Maybe more important than which system or set of rules you choose is who are you playing with and what attitude you have? And the rest is just a tool?
By the way, isn’t a good story with complicated NPCs, political intrigues or criminal investigations even better when it includes some head-bashing from time to time?
[Sorry for my English, I’m not a native speaker.]
Perhaps it would be helpful to consider “goal oriented” and “encounter oriented” less as binary categories and more like tags. Over on UK Roleplayers we had a thread a while ago about the use of tags on the sign up sheets to provide information about convention games.
Basically, a tag can be used as shorthand to convey a concept, such as an expectation of the style of play or genre without needing to generate a wall of text to describe it.
Here’s the link: http://www.ukroleplayers.com/forum/viewtopic.php?f=25&t=13673&p=147610
I think one of my previous comments about gamist/narrativist/simulationist was slightly misinterpreted and seems to carry a little bit of vitriol among the gaming community.
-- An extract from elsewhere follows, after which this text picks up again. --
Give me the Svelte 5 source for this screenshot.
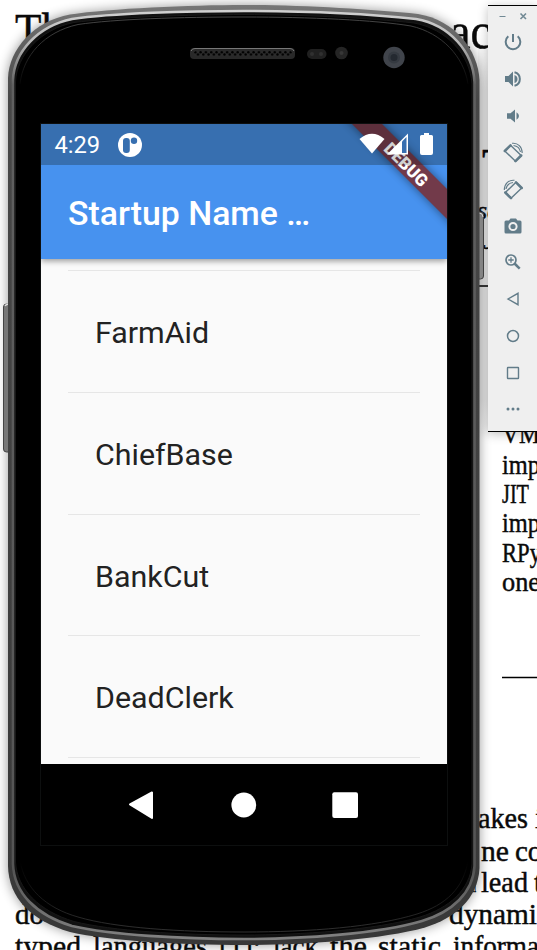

I’ve just picked these terms up in the last couple of years and I don’t think they’re any more or less correct than a game which is described as goal oriented or encounter oriented. I think when you use a descriptor from each you allow for a greater depth of describing something that most people want to describe simply. I’m pretty sure there isn’t a simple way to describe RPG’s. If there was we would have a firm definition by now but we don’t.
This leads me to believe RPG’s sit on a spectrum. Some games are more narrativist like Dungeon World while others are more gamist like 4e D&D and what I mean by some games are more X or Y is the rules support play styles which lean more towards those styles of play without too much modification or interpretation. This also means a goal oriented or encounter oriented game is on a different scale or axis than the gamist/narrativist/simulationist axis so you can have a narrativist goal oriented game (I would think Leverage fits in here) or a narrativist encounter oriented game (I want to say Dungeon World would normally play this way but after several sessions the area’s can sort of roll into each other.)
Point being I think the gamist/narrativist/simulationist and the goal and encounter oriented ideas are both good descriptors paths in getting to being able to actually describe how any specific RPG actually plays.